Pages as source code
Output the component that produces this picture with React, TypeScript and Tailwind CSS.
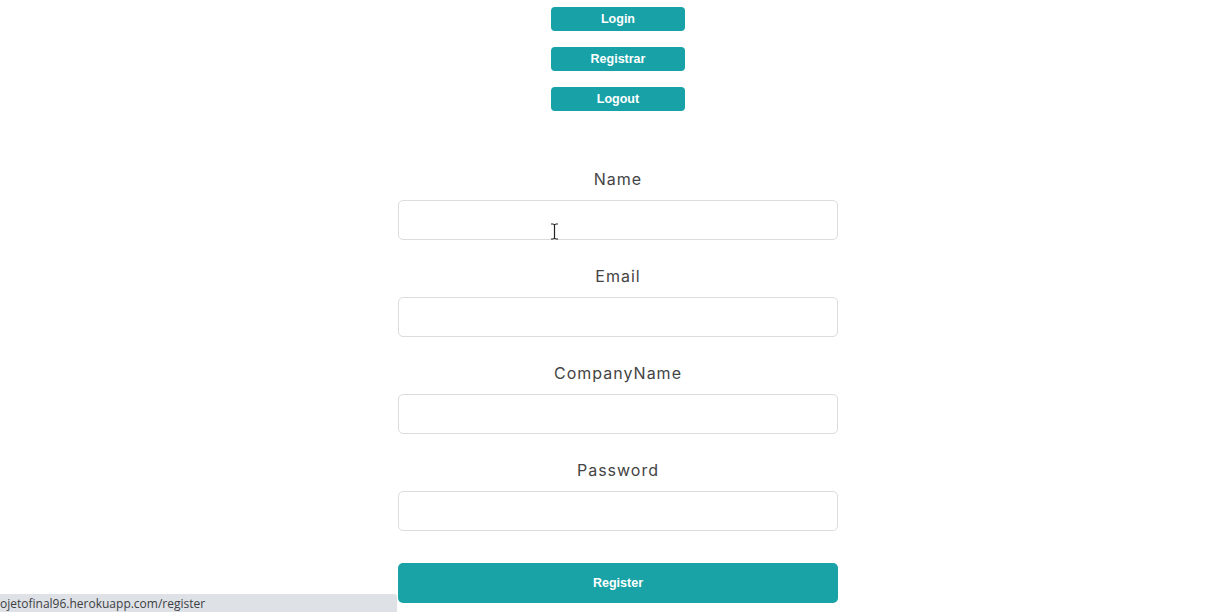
import React from 'react';

const labelFont = { fontFamily: 'Inter, "Open Sans", sans-serif' };

function Field({ label }: { label: string }) {
  return (
    <div className="flex flex-col items-center">
      <label className="h-[24px] leading-[24px] text-[16px] tracking-[1px] text-[#444] mb-[9px]" style={labelFont}>
        {label}
      </label>
      <input className="w-[440px] h-[40px] rounded-[5px] border border-[#dcdcdc] bg-white outline-none" />
    </div>
  );
}

export default function App() {
  const navBtn =
    'w-[134px] h-[24px] rounded-[4px] bg-[#18a2a8] text-white text-[12.5px] font-bold flex items-center justify-center';
  return (
    <main className="relative w-[1225px] h-[612px] bg-white overflow-hidden" style={{ fontFamily: '"Liberation Sans", Arial, sans-serif' }}>
      <div className="flex flex-col items-center pl-[11px] pt-[7px] gap-[16px]">
        <button className={navBtn}>Login</button>
        <button className={navBtn}>Registrar</button>
        <button className={navBtn}>Logout</button>
      </div>

      <form className="flex flex-col items-center gap-[24px] mt-[56px] pl-[11px]">
        <Field label="Name" />
        <Field label="Email" />
        <Field label="CompanyName" />
        <Field label="Password" />
        <button
          type="button"
          className="mt-[8px] w-[440px] h-[40px] rounded-[5px] bg-[#19a3a6] text-white text-[12.5px] font-bold"
        >
          Register
        </button>
      </form>

      {/* text cursor */}
      <svg className="absolute left-[550px] top-[223px]" width="9" height="17" viewBox="0 0 9 17">
        <path d="M1 1h2.5M5.5 1H8M4.5 1.5v14M1 16h2.5M5.5 16H8M3.5 1.5h2M3.5 15.5h2" stroke="#222" strokeWidth="1.2" fill="none" />
      </svg>

      {/* browser status bar */}
      <div className="absolute left-0 bottom-0 w-[397px] h-[18px] bg-[#dee1e6] rounded-tr-[3px] flex items-end pb-[0px]">
        <span className="text-[12px] leading-[16px] text-[#3c4043]" style={{ fontFamily: '"Open Sans", sans-serif' }}>
          ojetofinal96.herokuapp.com/register
        </span>
      </div>
    </main>
  );
}
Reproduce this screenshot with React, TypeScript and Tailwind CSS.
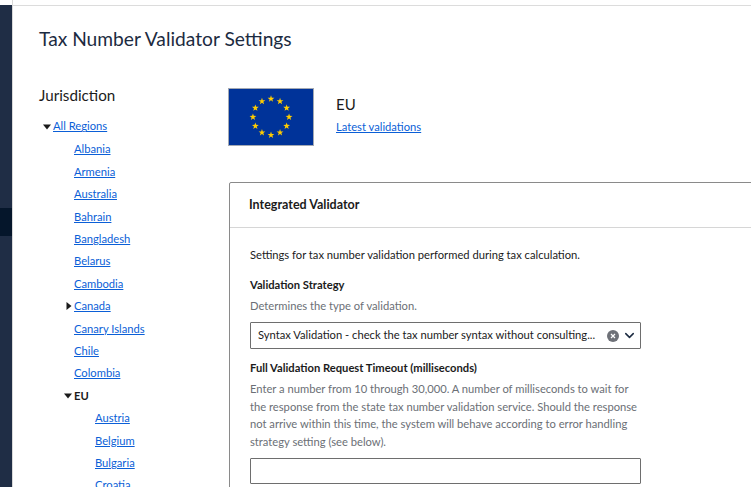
import { ChevronDown } from 'lucide-react';

const regions = ['Albania', 'Armenia', 'Australia', 'Bahrain', 'Bangladesh', 'Belarus', 'Cambodia', 'Canada', 'Canary Islands', 'Chile', 'Colombia'];
const euRegions = ['Austria', 'Belgium', 'Bulgaria', 'Croatia'];

const linkClass = 'text-[#0b5fd7] underline';

function EuFlag() {
  const stars = Array.from({ length: 12 }, (_, i) => {
    const a = (i * Math.PI) / 6;
    return { x: 42.5 + 18.7 * Math.sin(a), y: 29 - 18.7 * Math.cos(a) };
  });
  return (
    <svg width="86" height="58" viewBox="0 0 85 58" className="block border border-[#a3a9b3] bg-[#003399]">
      {stars.map((s, i) => (
        <polygon
          key={i}
          transform={`translate(${s.x} ${s.y}) scale(3.7)`}
          fill="#ffcc00"
          points="0,-1 0.235,-0.324 0.951,-0.309 0.38,0.124 0.588,0.809 0,0.4 -0.588,0.809 -0.38,0.124 -0.951,-0.309 -0.235,-0.324"
        />
      ))}
    </svg>
  );
}

function Caret({ open }: { open: boolean }) {
  return (
    <svg width="8" height="8" viewBox="0 0 8 8" className="shrink-0 fill-[#1b1b1b]">
      {open ? <path d="M0 1.5h8L4 6.5z" /> : <path d="M1.5 0v8L6.5 4z" />}
    </svg>
  );
}

function Tree() {
  return (
    <div className="text-[11.2px] leading-[22.4px]">
      <div className="flex items-center gap-[2px] pl-[4px]">
        <Caret open />
        <a className={linkClass}>All Regions</a>
      </div>
      <ul className="pl-[21px] pt-[0.5px]">
        {regions.map((r) => (
          <li key={r} className="relative pl-[14px]">
            {r === 'Canada' && (
              <span className="absolute left-[5px] top-[7px]">
                <Caret open={false} />
              </span>
            )}
            <a className={linkClass}>{r}</a>
          </li>
        ))}
        <li className="relative pl-[14px] font-bold text-[#1b1b1b]">
          <span className="absolute left-[4px] top-[7px]">
            <Caret open />
          </span>
          EU
        </li>
        <ul className="pl-[21px]">
          {euRegions.map((r) => (
            <li key={r} className="pl-[14px]">
              <a className={linkClass}>{r}</a>
            </li>
          ))}
        </ul>
      </ul>
    </div>
  );
}

export default function App() {
  return (
    <div className="flex h-screen overflow-hidden bg-white font-['Lato','Noto_Sans',sans-serif] text-[#1b1b1b]">
      {/* Side strip */}
      <div className="flex w-[13px] shrink-0 flex-col border-r border-[#d9d9d9]">
        <div className="h-[5px] shrink-0 bg-white" />
        <div className="h-[203px] bg-[#1f2d45]" />
        <div className="h-[28px] bg-[#05162b]" />
        <div className="flex-1 bg-[#1f2d45]" />
      </div>

      <div className="min-w-0 flex-1">
        <div className="mt-[5px] h-px bg-[#dcdcdc]" />
        <div className="pl-[26px]">
          <h1 className="mt-[21px] text-[19.2px] leading-[24px] text-[#1c2b41]">Tax Number Validator Settings</h1>

          <div className="mt-[23px] flex">
            <aside className="w-[189px] shrink-0 pt-[12px]">
              <h2 className="text-[15.2px] leading-[18px] text-[#1b1b1b]">Jurisdiction</h2>
              <div className="mt-[11.4px]">
                <Tree />
              </div>
            </aside>

            <main className="w-[560px] min-w-0 shrink-0">
              <div className="flex pt-[14px]">
                <EuFlag />
                <div className="ml-[22px] pt-[6px]">
                  <div className="text-[15px] leading-[20px]">EU</div>
                  <a className={`mt-[4px] block text-[11.2px] leading-[18px] ${linkClass}`}>Latest validations</a>
                </div>
              </div>

              <section className="mt-[36px] ml-px rounded-tl-[2px] border border-[#8a8a8a] bg-white">
                <div className="border-b border-[#d6d6d6] px-[19px] py-[13px] text-[12.5px] font-bold leading-[18px] text-[#1b1b1b]">
                  Integrated Validator
                </div>
                <div className="pl-[20px] pr-[19px] pt-[18px] pb-[32px] text-[11.2px]">
                  <p className="leading-[18px]">Settings for tax number validation performed during tax calculation.</p>

                  <label className="mt-[12px] block font-bold leading-[18px]">Validation Strategy</label>
                  <p className="mt-[3px] leading-[18px] text-[#6b6f76]">Determines the type of validation.</p>
                  <div className="mt-[7px] flex h-[27px] w-[391px] items-center rounded-[1px] border border-[#6e6e6e] pl-[7px] pr-[3px]">
                    <span className="min-w-0 flex-1 truncate">Syntax Validation - check the tax number syntax without consulting...</span>
                    <span className="ml-[9px] flex h-[12px] w-[12px] shrink-0 items-center justify-center rounded-full bg-[#6e7178]">
                      <svg width="6" height="6" viewBox="0 0 6 6" stroke="#ffffff" strokeWidth="1.2">
                        <path d="M1 1l4 4M5 1l-4 4" />
                      </svg>
                    </span>
                    <ChevronDown size={15} strokeWidth={2.4} className="ml-[3px] shrink-0 text-[#1c2b41]" />
                  </div>

                  <label className="mt-[10px] block font-bold leading-[18px]">Full Validation Request Timeout (milliseconds)</label>
                  <p className="mt-[3px] w-[391px] leading-[17.6px] text-[#6b6f76]">
                    Enter a number from 10 through 30,000. A number of milliseconds to wait for the response from the state tax number validation service. Should the response not arrive within this time, the system will behave according to error handling strategy setting (see below).
                  </p>
                  <input className="mt-[8px] block h-[26px] w-[391px] rounded-[1px] border border-[#6e6e6e]" />
                </div>
              </section>
            </main>
          </div>
        </div>
      </div>
    </div>
  );
}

• _GIVEN EXERCISE_
Repeat each record exactly, with the pictures left out.

• _EXERCISE SOLUTION_
Output the component that produces this picture with React, TypeScript and Tailwind CSS.
import React from 'react';

const labelFont = { fontFamily: 'Inter, "Open Sans", sans-serif' };

function Field({ label }: { label: string }) {
  return (
    <div className="flex flex-col items-center">
      <label className="h-[24px] leading-[24px] text-[16px] tracking-[1px] text-[#444] mb-[9px]" style={labelFont}>
        {label}
      </label>
      <input className="w-[440px] h-[40px] rounded-[5px] border border-[#dcdcdc] bg-white outline-none" />
    </div>
  );
}

export default function App() {
  const navBtn =
    'w-[134px] h-[24px] rounded-[4px] bg-[#18a2a8] text-white text-[12.5px] font-bold flex items-center justify-center';
  return (
    <main className="relative w-[1225px] h-[612px] bg-white overflow-hidden" style={{ fontFamily: '"Liberation Sans", Arial, sans-serif' }}>
      <div className="flex flex-col items-center pl-[11px] pt-[7px] gap-[16px]">
        <button className={navBtn}>Login</button>
        <button className={navBtn}>Registrar</button>
        <button className={navBtn}>Logout</button>
      </div>

      <form className="flex flex-col items-center gap-[24px] mt-[56px] pl-[11px]">
        <Field label="Name" />
        <Field label="Email" />
        <Field label="CompanyName" />
        <Field label="Password" />
        <button
          type="button"
          className="mt-[8px] w-[440px] h-[40px] rounded-[5px] bg-[#19a3a6] text-white text-[12.5px] font-bold"
        >
          Register
        </button>
      </form>

      {/* text cursor */}
      <svg className="absolute left-[550px] top-[223px]" width="9" height="17" viewBox="0 0 9 17">
        <path d="M1 1h2.5M5.5 1H8M4.5 1.5v14M1 16h2.5M5.5 16H8M3.5 1.5h2M3.5 15.5h2" stroke="#222" strokeWidth="1.2" fill="none" />
      </svg>

      {/* browser status bar */}
      <div className="absolute left-0 bottom-0 w-[397px] h-[18px] bg-[#dee1e6] rounded-tr-[3px] flex items-end pb-[0px]">
        <span className="text-[12px] leading-[16px] text-[#3c4043]" style={{ fontFamily: '"Open Sans", sans-serif' }}>
          ojetofinal96.herokuapp.com/register
        </span>
      </div>
    </main>
  );
}
Reproduce this screenshot with React, TypeScript and Tailwind CSS.
import { ChevronDown } from 'lucide-react';

const regions = ['Albania', 'Armenia', 'Australia', 'Bahrain', 'Bangladesh', 'Belarus', 'Cambodia', 'Canada', 'Canary Islands', 'Chile', 'Colombia'];
const euRegions = ['Austria', 'Belgium', 'Bulgaria', 'Croatia'];

const linkClass = 'text-[#0b5fd7] underline';

function EuFlag() {
  const stars = Array.from({ length: 12 }, (_, i) => {
    const a = (i * Math.PI) / 6;
    return { x: 42.5 + 18.7 * Math.sin(a), y: 29 - 18.7 * Math.cos(a) };
  });
  return (
    <svg width="86" height="58" viewBox="0 0 85 58" className="block border border-[#a3a9b3] bg-[#003399]">
      {stars.map((s, i) => (
        <polygon
          key={i}
          transform={`translate(${s.x} ${s.y}) scale(3.7)`}
          fill="#ffcc00"
          points="0,-1 0.235,-0.324 0.951,-0.309 0.38,0.124 0.588,0.809 0,0.4 -0.588,0.809 -0.38,0.124 -0.951,-0.309 -0.235,-0.324"
        />
      ))}
    </svg>
  );
}

function Caret({ open }: { open: boolean }) {
  return (
    <svg width="8" height="8" viewBox="0 0 8 8" className="shrink-0 fill-[#1b1b1b]">
      {open ? <path d="M0 1.5h8L4 6.5z" /> : <path d="M1.5 0v8L6.5 4z" />}
    </svg>
  );
}

function Tree() {
  return (
    <div className="text-[11.2px] leading-[22.4px]">
      <div className="flex items-center gap-[2px] pl-[4px]">
        <Caret open />
        <a className={linkClass}>All Regions</a>
      </div>
      <ul className="pl-[21px] pt-[0.5px]">
        {regions.map((r) => (
          <li key={r} className="relative pl-[14px]">
            {r === 'Canada' && (
              <span className="absolute left-[5px] top-[7px]">
                <Caret open={false} />
              </span>
            )}
            <a className={linkClass}>{r}</a>
          </li>
        ))}
        <li className="relative pl-[14px] font-bold text-[#1b1b1b]">
          <span className="absolute left-[4px] top-[7px]">
            <Caret open />
          </span>
          EU
        </li>
        <ul className="pl-[21px]">
          {euRegions.map((r) => (
            <li key={r} className="pl-[14px]">
              <a className={linkClass}>{r}</a>
            </li>
          ))}
        </ul>
      </ul>
    </div>
  );
}

export default function App() {
  return (
    <div className="flex h-screen overflow-hidden bg-white font-['Lato','Noto_Sans',sans-serif] text-[#1b1b1b]">
      {/* Side strip */}
      <div className="flex w-[13px] shrink-0 flex-col border-r border-[#d9d9d9]">
        <div className="h-[5px] shrink-0 bg-white" />
        <div className="h-[203px] bg-[#1f2d45]" />
        <div className="h-[28px] bg-[#05162b]" />
        <div className="flex-1 bg-[#1f2d45]" />
      </div>

      <div className="min-w-0 flex-1">
        <div className="mt-[5px] h-px bg-[#dcdcdc]" />
        <div className="pl-[26px]">
          <h1 className="mt-[21px] text-[19.2px] leading-[24px] text-[#1c2b41]">Tax Number Validator Settings</h1>

          <div className="mt-[23px] flex">
            <aside className="w-[189px] shrink-0 pt-[12px]">
              <h2 className="text-[15.2px] leading-[18px] text-[#1b1b1b]">Jurisdiction</h2>
              <div className="mt-[11.4px]">
                <Tree />
              </div>
            </aside>

            <main className="w-[560px] min-w-0 shrink-0">
              <div className="flex pt-[14px]">
                <EuFlag />
                <div className="ml-[22px] pt-[6px]">
                  <div className="text-[15px] leading-[20px]">EU</div>
                  <a className={`mt-[4px] block text-[11.2px] leading-[18px] ${linkClass}`}>Latest validations</a>
                </div>
              </div>

              <section className="mt-[36px] ml-px rounded-tl-[2px] border border-[#8a8a8a] bg-white">
                <div className="border-b border-[#d6d6d6] px-[19px] py-[13px] text-[12.5px] font-bold leading-[18px] text-[#1b1b1b]">
                  Integrated Validator
                </div>
                <div className="pl-[20px] pr-[19px] pt-[18px] pb-[32px] text-[11.2px]">
                  <p className="leading-[18px]">Settings for tax number validation performed during tax calculation.</p>

                  <label className="mt-[12px] block font-bold leading-[18px]">Validation Strategy</label>
                  <p className="mt-[3px] leading-[18px] text-[#6b6f76]">Determines the type of validation.</p>
                  <div className="mt-[7px] flex h-[27px] w-[391px] items-center rounded-[1px] border border-[#6e6e6e] pl-[7px] pr-[3px]">
                    <span className="min-w-0 flex-1 truncate">Syntax Validation - check the tax number syntax without consulting...</span>
                    <span className="ml-[9px] flex h-[12px] w-[12px] shrink-0 items-center justify-center rounded-full bg-[#6e7178]">
                      <svg width="6" height="6" viewBox="0 0 6 6" stroke="#ffffff" strokeWidth="1.2">
                        <path d="M1 1l4 4M5 1l-4 4" />
                      </svg>
                    </span>
                    <ChevronDown size={15} strokeWidth={2.4} className="ml-[3px] shrink-0 text-[#1c2b41]" />
                  </div>

                  <label className="mt-[10px] block font-bold leading-[18px]">Full Validation Request Timeout (milliseconds)</label>
                  <p className="mt-[3px] w-[391px] leading-[17.6px] text-[#6b6f76]">
                    Enter a number from 10 through 30,000. A number of milliseconds to wait for the response from the state tax number validation service. Should the response not arrive within this time, the system will behave according to error handling strategy setting (see below).
                  </p>
                  <input className="mt-[8px] block h-[26px] w-[391px] rounded-[1px] border border-[#6e6e6e]" />
                </div>
              </section>
            </main>
          </div>
        </div>
      </div>
    </div>
  );
}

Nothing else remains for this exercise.